▶ [Stated exercise] Examine each line of the data. Copy those that contain the string "index".

▶ [Data extract]

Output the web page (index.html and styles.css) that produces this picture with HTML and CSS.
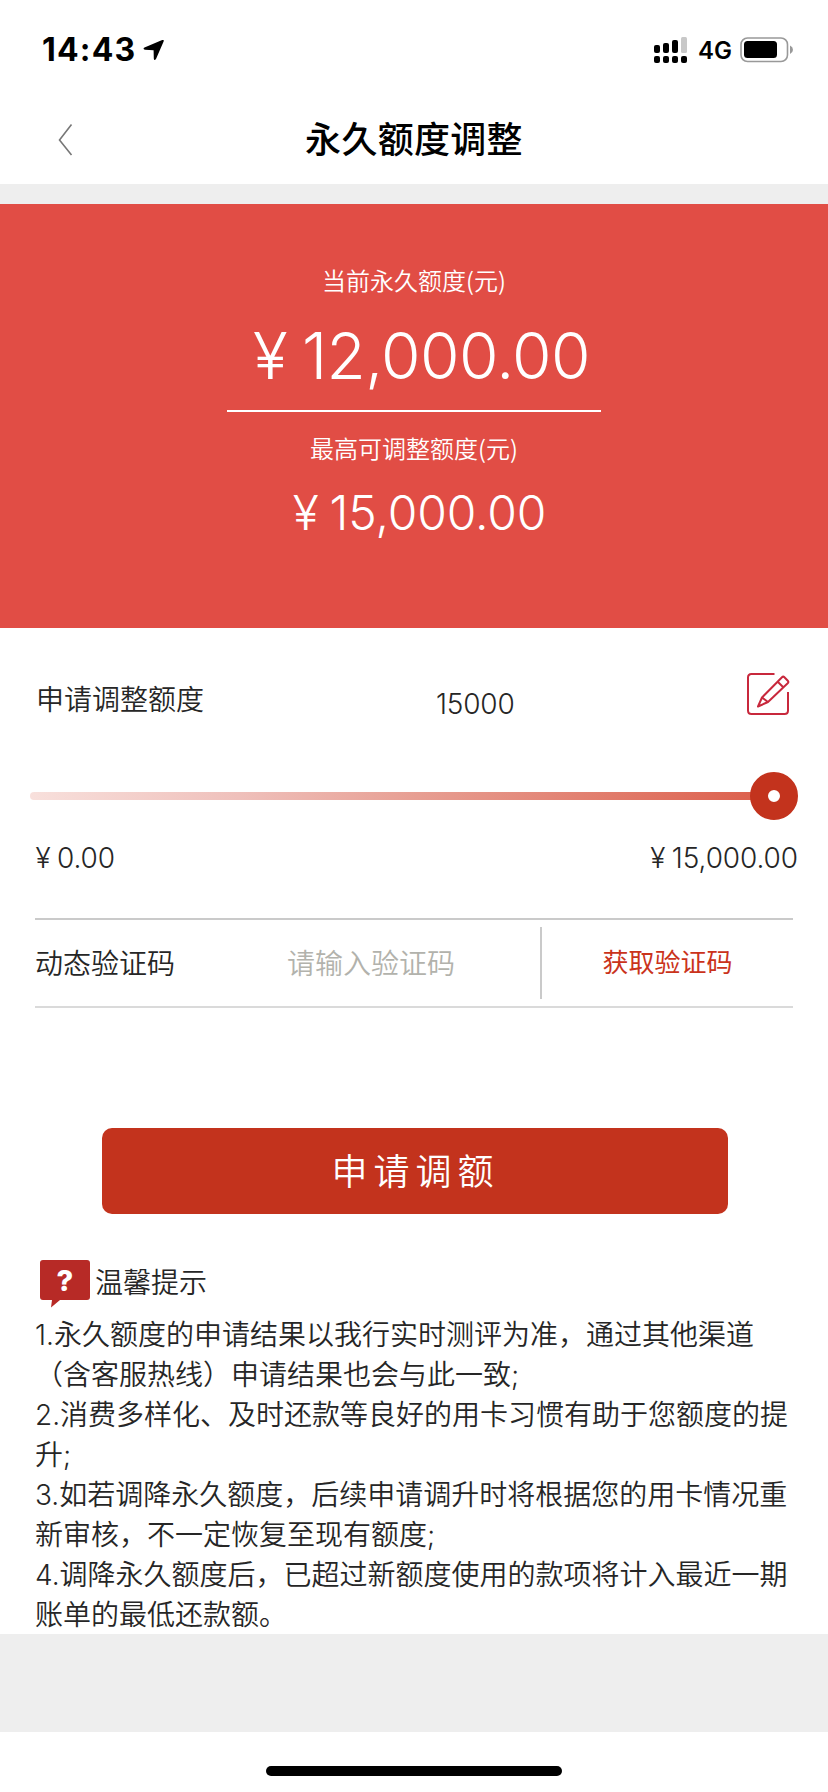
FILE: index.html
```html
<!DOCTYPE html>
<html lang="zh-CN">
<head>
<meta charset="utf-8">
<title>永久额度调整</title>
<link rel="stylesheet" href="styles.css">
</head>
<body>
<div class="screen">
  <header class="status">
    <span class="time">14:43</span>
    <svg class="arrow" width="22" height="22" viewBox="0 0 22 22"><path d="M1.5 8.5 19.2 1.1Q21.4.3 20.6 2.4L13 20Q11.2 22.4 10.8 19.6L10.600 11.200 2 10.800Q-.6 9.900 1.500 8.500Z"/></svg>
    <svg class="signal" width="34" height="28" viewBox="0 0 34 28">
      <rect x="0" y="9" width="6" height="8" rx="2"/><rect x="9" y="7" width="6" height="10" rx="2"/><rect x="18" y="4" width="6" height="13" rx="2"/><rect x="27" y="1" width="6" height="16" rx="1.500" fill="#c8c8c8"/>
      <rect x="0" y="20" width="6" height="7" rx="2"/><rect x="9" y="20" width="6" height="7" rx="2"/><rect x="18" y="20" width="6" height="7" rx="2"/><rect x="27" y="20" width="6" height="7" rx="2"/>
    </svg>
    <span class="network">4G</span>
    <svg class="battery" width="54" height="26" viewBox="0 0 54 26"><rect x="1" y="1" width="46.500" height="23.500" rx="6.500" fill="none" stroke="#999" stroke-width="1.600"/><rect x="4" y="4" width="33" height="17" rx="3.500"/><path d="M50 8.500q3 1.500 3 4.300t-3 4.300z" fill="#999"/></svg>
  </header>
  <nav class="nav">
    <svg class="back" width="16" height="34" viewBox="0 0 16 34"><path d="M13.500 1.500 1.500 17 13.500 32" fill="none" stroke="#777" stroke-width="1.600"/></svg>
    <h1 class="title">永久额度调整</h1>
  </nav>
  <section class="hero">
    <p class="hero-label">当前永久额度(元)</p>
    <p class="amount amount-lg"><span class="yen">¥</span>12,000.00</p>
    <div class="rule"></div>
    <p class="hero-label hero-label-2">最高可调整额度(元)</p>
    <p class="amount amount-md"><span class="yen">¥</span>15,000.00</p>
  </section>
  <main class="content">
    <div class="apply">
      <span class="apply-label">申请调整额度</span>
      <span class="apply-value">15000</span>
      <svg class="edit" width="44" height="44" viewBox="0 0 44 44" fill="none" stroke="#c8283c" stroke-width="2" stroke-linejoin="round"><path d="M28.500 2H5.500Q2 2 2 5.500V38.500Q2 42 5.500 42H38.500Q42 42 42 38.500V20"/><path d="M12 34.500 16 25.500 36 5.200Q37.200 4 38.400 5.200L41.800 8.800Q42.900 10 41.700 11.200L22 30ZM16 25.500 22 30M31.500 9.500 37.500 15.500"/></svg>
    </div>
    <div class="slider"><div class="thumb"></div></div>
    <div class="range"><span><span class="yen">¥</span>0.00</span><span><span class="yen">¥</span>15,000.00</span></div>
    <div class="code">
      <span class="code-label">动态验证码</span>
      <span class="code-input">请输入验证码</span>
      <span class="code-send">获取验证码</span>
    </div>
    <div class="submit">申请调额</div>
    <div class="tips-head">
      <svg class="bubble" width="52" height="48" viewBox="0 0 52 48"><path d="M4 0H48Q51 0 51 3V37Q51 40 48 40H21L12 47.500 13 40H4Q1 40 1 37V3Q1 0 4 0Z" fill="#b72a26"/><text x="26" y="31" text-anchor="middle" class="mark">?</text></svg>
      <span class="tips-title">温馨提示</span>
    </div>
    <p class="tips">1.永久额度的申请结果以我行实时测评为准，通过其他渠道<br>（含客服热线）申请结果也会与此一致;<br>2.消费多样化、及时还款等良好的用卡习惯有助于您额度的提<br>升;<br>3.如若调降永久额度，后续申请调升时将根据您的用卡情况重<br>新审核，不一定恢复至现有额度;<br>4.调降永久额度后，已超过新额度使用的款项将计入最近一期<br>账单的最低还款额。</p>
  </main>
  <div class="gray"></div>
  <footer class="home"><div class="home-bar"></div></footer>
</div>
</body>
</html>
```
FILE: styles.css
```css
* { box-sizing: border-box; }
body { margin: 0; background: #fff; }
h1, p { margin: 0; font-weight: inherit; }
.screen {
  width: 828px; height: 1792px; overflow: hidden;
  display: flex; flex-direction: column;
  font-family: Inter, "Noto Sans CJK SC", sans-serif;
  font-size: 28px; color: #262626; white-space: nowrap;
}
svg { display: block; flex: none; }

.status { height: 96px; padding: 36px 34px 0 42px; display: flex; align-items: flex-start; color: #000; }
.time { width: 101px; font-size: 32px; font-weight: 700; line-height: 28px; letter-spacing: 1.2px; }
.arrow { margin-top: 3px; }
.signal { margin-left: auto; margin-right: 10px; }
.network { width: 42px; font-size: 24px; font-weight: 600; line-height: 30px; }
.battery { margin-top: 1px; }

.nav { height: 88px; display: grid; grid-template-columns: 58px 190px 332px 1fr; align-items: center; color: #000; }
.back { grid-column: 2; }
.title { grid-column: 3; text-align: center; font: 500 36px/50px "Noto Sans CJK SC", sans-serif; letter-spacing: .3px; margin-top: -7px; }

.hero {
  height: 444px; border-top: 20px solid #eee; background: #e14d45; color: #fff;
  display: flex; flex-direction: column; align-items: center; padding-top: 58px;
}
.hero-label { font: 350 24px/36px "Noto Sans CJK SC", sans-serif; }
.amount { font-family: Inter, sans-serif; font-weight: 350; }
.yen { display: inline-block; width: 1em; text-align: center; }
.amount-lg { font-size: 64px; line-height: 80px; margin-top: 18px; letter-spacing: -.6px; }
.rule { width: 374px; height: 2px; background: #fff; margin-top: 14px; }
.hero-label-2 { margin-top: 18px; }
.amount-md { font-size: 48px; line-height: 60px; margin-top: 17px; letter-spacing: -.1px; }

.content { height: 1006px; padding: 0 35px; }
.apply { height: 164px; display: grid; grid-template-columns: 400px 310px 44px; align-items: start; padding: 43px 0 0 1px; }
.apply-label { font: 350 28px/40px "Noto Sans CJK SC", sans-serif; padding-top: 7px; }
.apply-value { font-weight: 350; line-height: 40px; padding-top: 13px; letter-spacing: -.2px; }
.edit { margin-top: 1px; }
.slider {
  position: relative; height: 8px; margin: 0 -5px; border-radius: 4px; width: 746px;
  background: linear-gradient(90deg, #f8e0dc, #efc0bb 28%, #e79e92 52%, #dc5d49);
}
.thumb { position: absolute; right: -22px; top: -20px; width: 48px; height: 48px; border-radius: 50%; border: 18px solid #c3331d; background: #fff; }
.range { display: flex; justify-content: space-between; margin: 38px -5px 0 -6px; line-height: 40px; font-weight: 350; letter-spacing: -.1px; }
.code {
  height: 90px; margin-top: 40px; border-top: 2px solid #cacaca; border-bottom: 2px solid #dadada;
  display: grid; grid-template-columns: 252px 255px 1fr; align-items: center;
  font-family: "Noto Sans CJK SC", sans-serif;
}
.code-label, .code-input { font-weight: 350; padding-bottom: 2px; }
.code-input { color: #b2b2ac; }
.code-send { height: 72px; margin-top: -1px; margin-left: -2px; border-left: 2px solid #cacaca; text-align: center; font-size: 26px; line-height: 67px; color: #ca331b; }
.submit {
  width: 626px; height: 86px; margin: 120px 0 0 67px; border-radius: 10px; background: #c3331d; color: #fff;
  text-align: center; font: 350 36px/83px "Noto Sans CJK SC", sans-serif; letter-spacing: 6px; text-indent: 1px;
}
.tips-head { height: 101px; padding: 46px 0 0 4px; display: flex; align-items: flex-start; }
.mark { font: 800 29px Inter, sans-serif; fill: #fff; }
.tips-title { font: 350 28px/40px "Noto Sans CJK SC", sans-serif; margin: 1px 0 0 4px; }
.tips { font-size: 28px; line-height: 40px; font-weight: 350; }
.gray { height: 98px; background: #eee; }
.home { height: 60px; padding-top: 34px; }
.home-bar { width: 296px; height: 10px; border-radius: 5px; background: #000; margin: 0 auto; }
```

▶ [Task response]
Output the web page (index.html and styles.css) that produces this picture with HTML and CSS.
FILE: index.html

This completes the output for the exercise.